**YOUR GOAL:**
Within the listing below, locate all lines containing the word "this". Copy each one.

_ _ _ _ _ _ _

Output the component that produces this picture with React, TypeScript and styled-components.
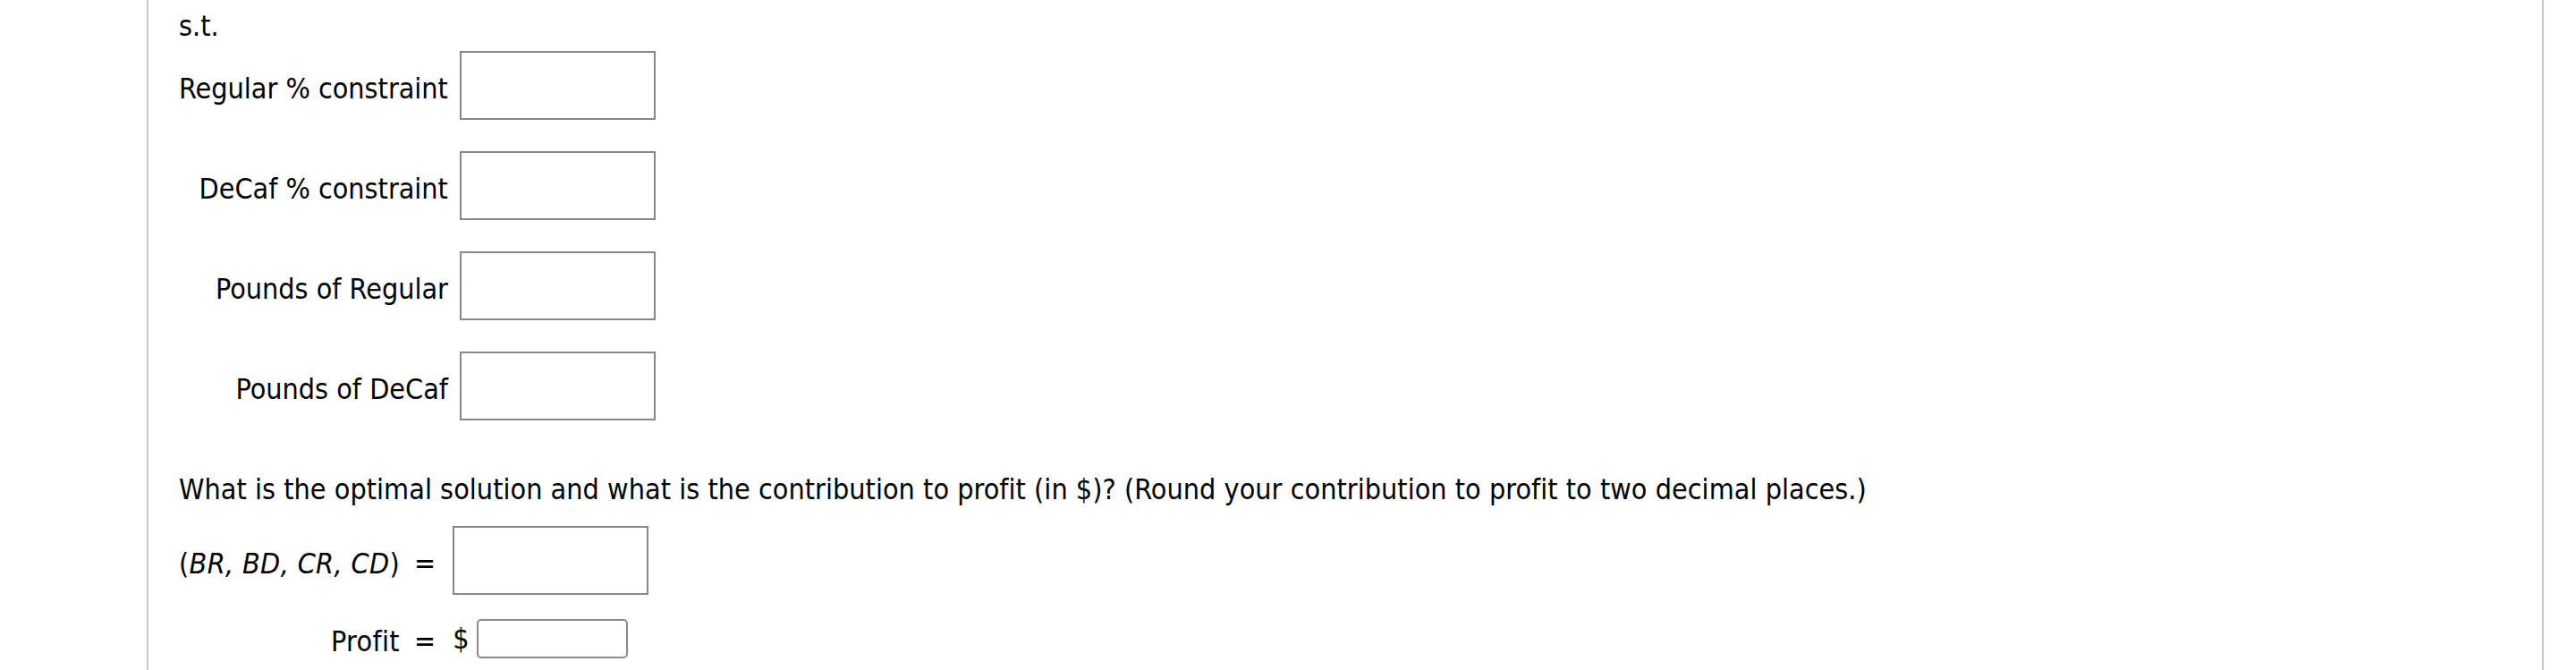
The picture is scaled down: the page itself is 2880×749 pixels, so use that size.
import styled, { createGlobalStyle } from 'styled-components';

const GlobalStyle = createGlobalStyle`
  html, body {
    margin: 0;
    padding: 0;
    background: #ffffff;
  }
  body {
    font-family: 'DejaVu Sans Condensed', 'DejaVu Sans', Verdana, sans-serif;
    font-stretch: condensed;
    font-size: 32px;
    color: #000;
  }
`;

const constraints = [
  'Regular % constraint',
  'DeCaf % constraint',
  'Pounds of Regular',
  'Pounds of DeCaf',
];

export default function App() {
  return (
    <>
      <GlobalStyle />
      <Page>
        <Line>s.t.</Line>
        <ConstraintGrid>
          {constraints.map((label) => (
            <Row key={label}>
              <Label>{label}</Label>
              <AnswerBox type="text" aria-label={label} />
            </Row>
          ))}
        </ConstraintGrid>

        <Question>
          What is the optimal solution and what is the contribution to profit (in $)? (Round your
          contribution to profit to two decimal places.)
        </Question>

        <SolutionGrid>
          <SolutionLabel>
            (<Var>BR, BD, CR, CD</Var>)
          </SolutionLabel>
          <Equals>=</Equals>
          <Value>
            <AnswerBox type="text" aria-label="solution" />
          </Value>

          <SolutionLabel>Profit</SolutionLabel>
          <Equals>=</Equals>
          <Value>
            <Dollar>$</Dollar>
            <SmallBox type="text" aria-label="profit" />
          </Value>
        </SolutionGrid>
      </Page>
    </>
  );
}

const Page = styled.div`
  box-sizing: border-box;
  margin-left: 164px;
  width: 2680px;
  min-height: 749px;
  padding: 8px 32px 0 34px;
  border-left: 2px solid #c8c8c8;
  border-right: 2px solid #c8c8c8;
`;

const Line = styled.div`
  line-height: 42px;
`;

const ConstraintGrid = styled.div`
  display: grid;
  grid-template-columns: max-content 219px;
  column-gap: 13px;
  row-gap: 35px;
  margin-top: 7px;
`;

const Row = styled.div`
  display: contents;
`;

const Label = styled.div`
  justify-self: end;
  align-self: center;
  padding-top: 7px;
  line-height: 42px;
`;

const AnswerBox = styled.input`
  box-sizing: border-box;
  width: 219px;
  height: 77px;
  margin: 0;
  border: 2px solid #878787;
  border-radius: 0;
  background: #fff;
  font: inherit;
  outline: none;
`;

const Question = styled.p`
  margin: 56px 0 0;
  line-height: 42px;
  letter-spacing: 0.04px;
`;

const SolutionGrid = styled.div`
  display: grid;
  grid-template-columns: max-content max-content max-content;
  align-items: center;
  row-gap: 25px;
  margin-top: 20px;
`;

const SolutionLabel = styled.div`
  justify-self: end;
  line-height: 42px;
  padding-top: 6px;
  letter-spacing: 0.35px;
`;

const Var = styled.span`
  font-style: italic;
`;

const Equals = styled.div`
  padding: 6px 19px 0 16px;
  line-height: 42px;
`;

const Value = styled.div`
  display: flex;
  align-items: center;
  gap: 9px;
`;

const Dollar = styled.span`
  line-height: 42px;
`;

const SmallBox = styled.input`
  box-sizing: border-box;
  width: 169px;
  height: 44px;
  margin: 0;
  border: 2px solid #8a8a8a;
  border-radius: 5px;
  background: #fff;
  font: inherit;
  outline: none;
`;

_ _ _ _ _ _ _

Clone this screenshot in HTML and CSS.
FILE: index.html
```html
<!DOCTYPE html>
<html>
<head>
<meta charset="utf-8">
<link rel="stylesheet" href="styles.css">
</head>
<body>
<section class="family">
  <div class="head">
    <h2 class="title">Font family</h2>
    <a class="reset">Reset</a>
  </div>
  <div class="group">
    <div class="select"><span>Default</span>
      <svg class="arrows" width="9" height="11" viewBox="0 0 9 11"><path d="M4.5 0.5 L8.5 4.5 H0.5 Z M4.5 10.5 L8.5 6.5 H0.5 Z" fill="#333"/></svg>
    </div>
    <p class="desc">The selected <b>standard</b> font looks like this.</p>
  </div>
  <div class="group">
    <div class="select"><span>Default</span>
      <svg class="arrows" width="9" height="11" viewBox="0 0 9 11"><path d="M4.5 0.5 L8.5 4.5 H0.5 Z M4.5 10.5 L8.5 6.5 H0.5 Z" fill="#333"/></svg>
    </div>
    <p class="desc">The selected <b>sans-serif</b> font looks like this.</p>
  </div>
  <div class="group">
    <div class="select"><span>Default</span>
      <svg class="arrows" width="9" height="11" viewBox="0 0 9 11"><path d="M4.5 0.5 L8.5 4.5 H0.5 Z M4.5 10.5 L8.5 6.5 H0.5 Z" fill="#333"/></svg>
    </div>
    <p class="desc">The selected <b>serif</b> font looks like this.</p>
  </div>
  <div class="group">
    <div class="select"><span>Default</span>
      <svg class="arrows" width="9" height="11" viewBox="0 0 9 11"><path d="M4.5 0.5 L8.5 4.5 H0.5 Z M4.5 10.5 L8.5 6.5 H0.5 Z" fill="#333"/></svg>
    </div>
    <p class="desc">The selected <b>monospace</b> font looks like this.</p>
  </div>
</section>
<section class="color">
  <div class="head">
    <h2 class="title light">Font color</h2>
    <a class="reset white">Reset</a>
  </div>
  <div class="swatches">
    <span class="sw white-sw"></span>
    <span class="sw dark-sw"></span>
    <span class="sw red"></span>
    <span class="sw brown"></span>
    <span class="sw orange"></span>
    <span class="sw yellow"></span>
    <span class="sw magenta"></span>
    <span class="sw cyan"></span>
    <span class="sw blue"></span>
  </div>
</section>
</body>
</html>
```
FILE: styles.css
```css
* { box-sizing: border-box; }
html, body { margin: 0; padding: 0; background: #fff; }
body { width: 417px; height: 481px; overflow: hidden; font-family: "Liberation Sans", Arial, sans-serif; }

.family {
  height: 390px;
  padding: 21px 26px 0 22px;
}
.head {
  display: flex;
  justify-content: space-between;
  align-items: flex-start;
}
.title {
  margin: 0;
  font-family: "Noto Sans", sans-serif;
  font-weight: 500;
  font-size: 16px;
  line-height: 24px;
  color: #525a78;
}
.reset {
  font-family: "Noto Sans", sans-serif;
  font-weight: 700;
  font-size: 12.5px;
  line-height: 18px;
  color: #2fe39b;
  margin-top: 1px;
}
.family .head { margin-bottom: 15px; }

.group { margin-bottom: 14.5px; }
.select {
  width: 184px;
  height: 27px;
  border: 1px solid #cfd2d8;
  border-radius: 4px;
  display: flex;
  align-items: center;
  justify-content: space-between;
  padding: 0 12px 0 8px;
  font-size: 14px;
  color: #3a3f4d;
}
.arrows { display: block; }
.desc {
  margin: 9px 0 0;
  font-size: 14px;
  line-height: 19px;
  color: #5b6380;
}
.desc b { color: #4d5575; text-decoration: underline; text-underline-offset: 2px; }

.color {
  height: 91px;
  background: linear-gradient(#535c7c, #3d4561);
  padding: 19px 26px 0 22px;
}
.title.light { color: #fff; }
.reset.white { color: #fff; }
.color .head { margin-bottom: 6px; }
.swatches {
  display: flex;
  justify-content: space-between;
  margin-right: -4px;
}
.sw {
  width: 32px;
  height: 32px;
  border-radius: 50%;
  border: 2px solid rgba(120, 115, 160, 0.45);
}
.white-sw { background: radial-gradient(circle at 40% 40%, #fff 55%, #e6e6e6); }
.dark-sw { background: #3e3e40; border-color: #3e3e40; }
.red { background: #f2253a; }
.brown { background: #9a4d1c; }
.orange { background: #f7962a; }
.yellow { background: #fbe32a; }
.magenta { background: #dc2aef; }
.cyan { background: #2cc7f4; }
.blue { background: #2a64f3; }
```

_ _ _ _ _ _ _

**EXERCISE OUTPUT:**
Output the component that produces this picture with React, TypeScript and styled-components.
Clone this screenshot in HTML and CSS.
    <p class="desc">The selected <b>standard</b> font looks like this.</p>
    <p class="desc">The selected <b>sans-serif</b> font looks like this.</p>
    <p class="desc">The selected <b>serif</b> font looks like this.</p>
    <p class="desc">The selected <b>monospace</b> font looks like this.</p>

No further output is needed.